- U.S. theatrical poster
- Directed by: Henry Cass
- Written by: Ray Cooney Tony Hilton
- Produced by: Bill Luckwell
- Starring: Derek Bond Reed De Rouen Bryan Coleman
- Cinematography: Walter J. Harvey
- Edited by: Robert Jordan Hill
- Music by: Wilfred Burns
- Production company: Walton Studios
- Distributed by: Butcher's Film Service
- Release date: October 1960;
- Running time: 61 minutes
- Country: United Kingdom
- Language: English

= The Hand (1960 film) =

1960 British film by Henry Cass

The Hand is a 1960 British horror film directed by Henry Cass and starring Derek Bond and Ronald Leigh-Hunt. It was written by Ray Cooney and Tony Hilton.

==Plot==
The story begins during the Burma campaign (mislabelled as '1946'), in which three captured British soldiers are threatened with torture if they refuse to divulge military information.
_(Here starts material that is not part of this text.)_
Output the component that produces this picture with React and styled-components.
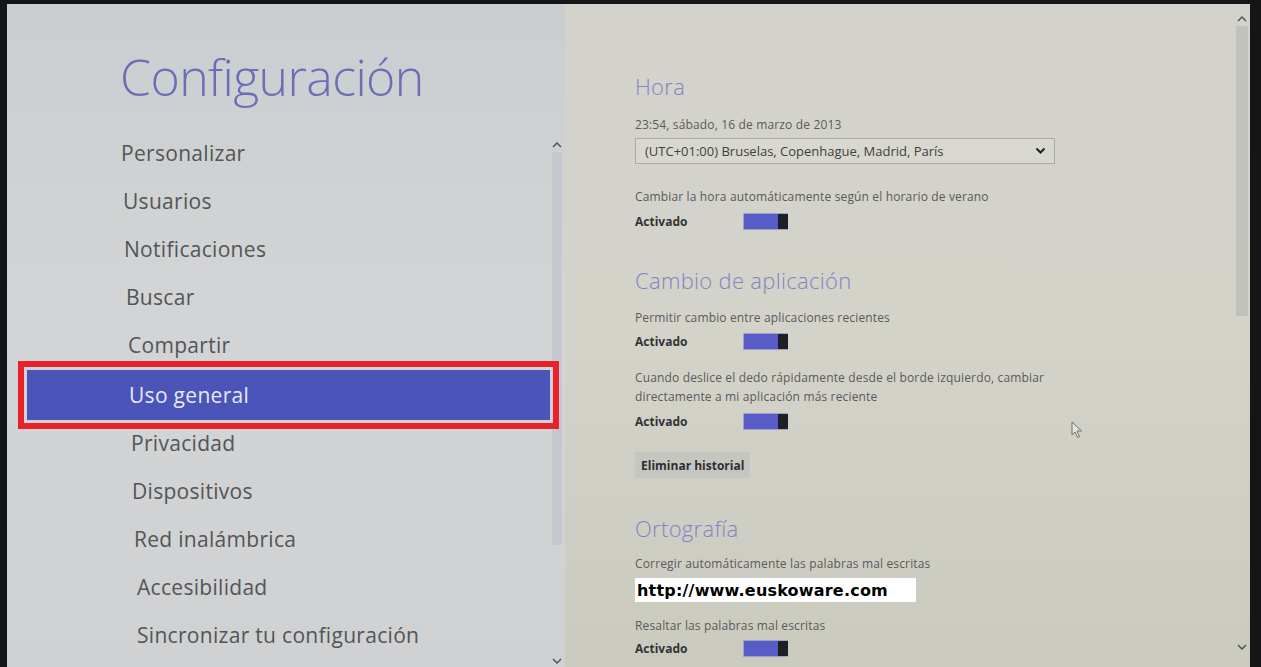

Two refuse and have their hands chopped off.

Some time later, in post-War London, a gentleman of the night is found with his hand surgically removed and £500 in his pockets. This begins a criminal investigation, returning the plot to the opening situation.

==Cast==
- Derek Bond as Roberts / Roger Crawshaw
- Ronald Leigh-Hunt as Inspector Munyard
- Ray Cooney as Sgt. David Pollitt
- Reed De Rouen as Michael John Brodie
- Bryan Coleman as George Adams
- Walter Randall as Japanese commander
- Tony Hilton as Police Sgt. Paul Foster
- Harold Scott as Charlie Taplow
- Gwenda Ewen as Nurse Johns
- Michael Moore as Dr. Metcalfe
- Ronald Wilson as Doctor
- Garard Green as Dr. Simon Crawshaw
- Jean Dallas as Nurse Geiber
- David Blake Kelly as Jay Marshall
- Reginald Hearne as Noel Brodie
- Madeleine Burgess as Mrs. Brodie

==Critical reception==
The Monthly Film Bulletin wrote: "This is a grisly mystery thriller of no great interest or authority, wordy, confused and only too slow."

Britmovie wrote, "this Ray Cooney scripted post-war revenge thriller opens promisingly enough but soon all tension and mystery is lost due to the predictable plot development and clumsy editing".

Unseen Films wrote, "this is a neat little film that never fully makes 100% sense...I liked this movie a great deal. It's far from perfect, but it does hold your attention."